COO Tamara Fountain that night sends Southard an email: “There is a bunch of stuff wrong in the story. I just watched story. I am not a CFO. My salary is wrong. My time with responsibilities is wrong. Schools.”

When Inweekly called her about the segment, the reporter said that she called Fountain when she got the email. Southard told Fountain that she never said CFO in the interview. Fountain admitted that she personally hadn’t seen the interview but a friend had called her. Southard asked Fountain to tell her the corrections so that she should change the story. Fountain said she would email the reporter the corrections on Monday (July 28). No such email was received. Southard put in a record request for Fountain’s resume and personnel file.

At this point, Mayor Hayward should have gone back on WEAR TV and corrected the misstatement and defended his hiring of Fountain. If he had, it would have been a one-day story, no crisis.
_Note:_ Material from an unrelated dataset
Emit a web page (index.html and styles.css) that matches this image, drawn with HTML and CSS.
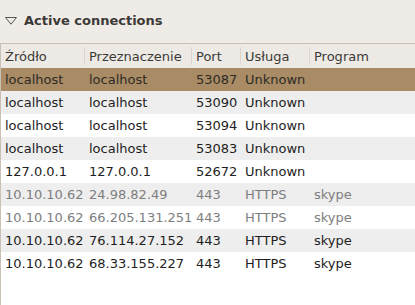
FILE: index.html
```html
<!DOCTYPE html>
<html lang="pl">
<head>
    <meta charset="UTF-8">
    <title>Active connections</title>
    <link rel="stylesheet" href="styles.css">
</head>
<body>
    <!-- expander -->
    <div class="expander">
        <svg class="arrow" width="12" height="8" viewBox="0 0 12 8">
            <path d="M0.5 0.5 L11.5 0.5 L6 7.2 Z" fill="none" stroke="#5a5753" stroke-width="1"/>
        </svg>
        <span class="title">Active connections</span>
    </div>

    <!-- lista połączeń -->
    <div class="tree">
        <div class="row head">
            <div class="cell">Źródło</div>
            <div class="cell">Przeznaczenie</div>
            <div class="cell">Port</div>
            <div class="cell">Usługa</div>
            <div class="cell">Program</div>
        </div>
        <div class="row selected">
            <div class="cell">localhost</div><div class="cell">localhost</div><div class="cell">53087</div><div class="cell">Unknown</div><div class="cell"></div>
        </div>
        <div class="row odd">
            <div class="cell">localhost</div><div class="cell">localhost</div><div class="cell">53090</div><div class="cell">Unknown</div><div class="cell"></div>
        </div>
        <div class="row">
            <div class="cell">localhost</div><div class="cell">localhost</div><div class="cell">53094</div><div class="cell">Unknown</div><div class="cell"></div>
        </div>
        <div class="row odd">
            <div class="cell">localhost</div><div class="cell">localhost</div><div class="cell">53083</div><div class="cell">Unknown</div><div class="cell"></div>
        </div>
        <div class="row">
            <div class="cell">127.0.0.1</div><div class="cell">127.0.0.1</div><div class="cell">52672</div><div class="cell">Unknown</div><div class="cell"></div>
        </div>
        <div class="row odd dim">
            <div class="cell">10.10.10.62</div><div class="cell">24.98.82.49</div><div class="cell">443</div><div class="cell">HTTPS</div><div class="cell">skype</div>
        </div>
        <div class="row dim">
            <div class="cell">10.10.10.62</div><div class="cell">66.205.131.251</div><div class="cell">443</div><div class="cell">HTTPS</div><div class="cell">skype</div>
        </div>
        <div class="row odd">
            <div class="cell">10.10.10.62</div><div class="cell">76.114.27.152</div><div class="cell">443</div><div class="cell">HTTPS</div><div class="cell">skype</div>
        </div>
        <div class="row">
            <div class="cell">10.10.10.62</div><div class="cell">68.33.155.227</div><div class="cell">443</div><div class="cell">HTTPS</div><div class="cell">skype</div>
        </div>
    </div>
</body>
</html>
```

FILE: styles.css
```css
/* base */
body {
    margin: 0;
    height: 305px;
    overflow: hidden;
    display: flex;
    flex-direction: column;
    font-family: "DejaVu Sans", sans-serif;
    font-size: 13px;
    background-color: #efebe7;
    color: #1e1e1e;
}

/* expander */
.expander {
    display: flex;
    align-items: center;
    height: 41px;
    padding-left: 5px;
    flex-shrink: 0;
}

.expander .arrow {
    margin-right: 7px;
    margin-top: 1px;
}

.expander .title {
    font-weight: bold;
    color: #3c3a37;
}

/* tree */
.tree {
    flex: 1;
    margin-top: 2px;
    background-color: #fff;
    border-top: 1px solid #c9c1b4;
    border-left: 1px solid #c9c1b4;
}

.row {
    display: grid;
    grid-template-columns: 84px 107px 49px 69px 1fr;
    height: 23px;
    align-items: center;
    white-space: nowrap;
}

.cell {
    padding-left: 4px;
    overflow: hidden;
}

.row.head {
    background-color: #edeae5;
    color: #3c3a37;
    height: 24px;
    align-items: stretch;
}

.row.head .cell {
    display: flex;
    align-items: center;
    border-right: 1px solid #dcd6cc;
    margin: 3px 0;
}

.row.head .cell:last-child {
    border-right: none;
}

.row.odd {
    background-color: #eeeeee;
}

.row.selected {
    background-color: #a98c66;
    color: #2e2a24;
}

.row.dim {
    color: #7e7e7e;
}
```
Inweekly puts in a public record request for Fountain’s and Olson’s personnel folders. We have since learned that the PNJ had done the same. The city delays releasing the information for a week.  Eventually, I asked the State Attorney’s Office to intervene on our behalf.

Delaying the release of the public information only brought more attention to the issue. By then, Hayward and Fountain should have been aware there was a problem with the WEAR TV interview. Still they remained silent.

On July 31, the daily newspaper publishes an editorial (Give Us True Transparency). The paper quotes the WEAR report about Fountain’s salary and degrees. It asks the mayor to publish Fountain’s resume on his “Transparency” page.

The mayor had another opportunity to correct his misstatements. If Fountain and Olson had hidden the public requests from the media for the COO’s resume, he now knew about it. Still he remained silent.

This week, the media began to get back information from FSU and UWF. Fountain attended Fall 1988 through Summer 1993 and Fall 2000 through Spring 2002, but no degree was awarded. She did not have a MBA from UWF. In 2008, she was awarded a Bachelors of Business Administration. The city finally released the personnel folders. The PNJ got the information first and published its story online before noon on Thursday. Fountain’s folder had no resume and showed a rapid rise to affluence and power (Living the Good Life).

The mayor refused to talk to the media. Letting his City Administrator Eric Olson and PIO Vernon Stewart awkwardly explain his misstatements and Fountain’s qualifications.

Fountain responds but her statement contains even more misstatements. She tries to say her email to Southard corrected the mayor’s misstatements. It did not. She says she met the qualifications for the job, but it is obvious that the job qualifications were written to fit her and aren’t consistent with those of a Chief Operations Officer.

Then she finally turns over her resume. It focuses on her “accomplishments” as Communications Administrator and COO, and only lists one job prior to working for the city. The resume misstates the time period she worked for that company, TWF LLC—which she owns.

Now Mayor Hayward has a crisis. Because the mayor hasn’t responded, people are wondering if he was surprised that his COO didn’t have a MBA. His weekly digital newsletter completely ignored the issue. On his Facebook page, he wrote about the Singapore Ambassador and:

Hey Pensacola! We’re featured in the August issue of Southwest: The Magazine, the inflight magazine of Southwest Airlines.
Head here-> http://bit.ly/1eVKbpb for the online edition!

 

This may become the case study on how not to deal with the media.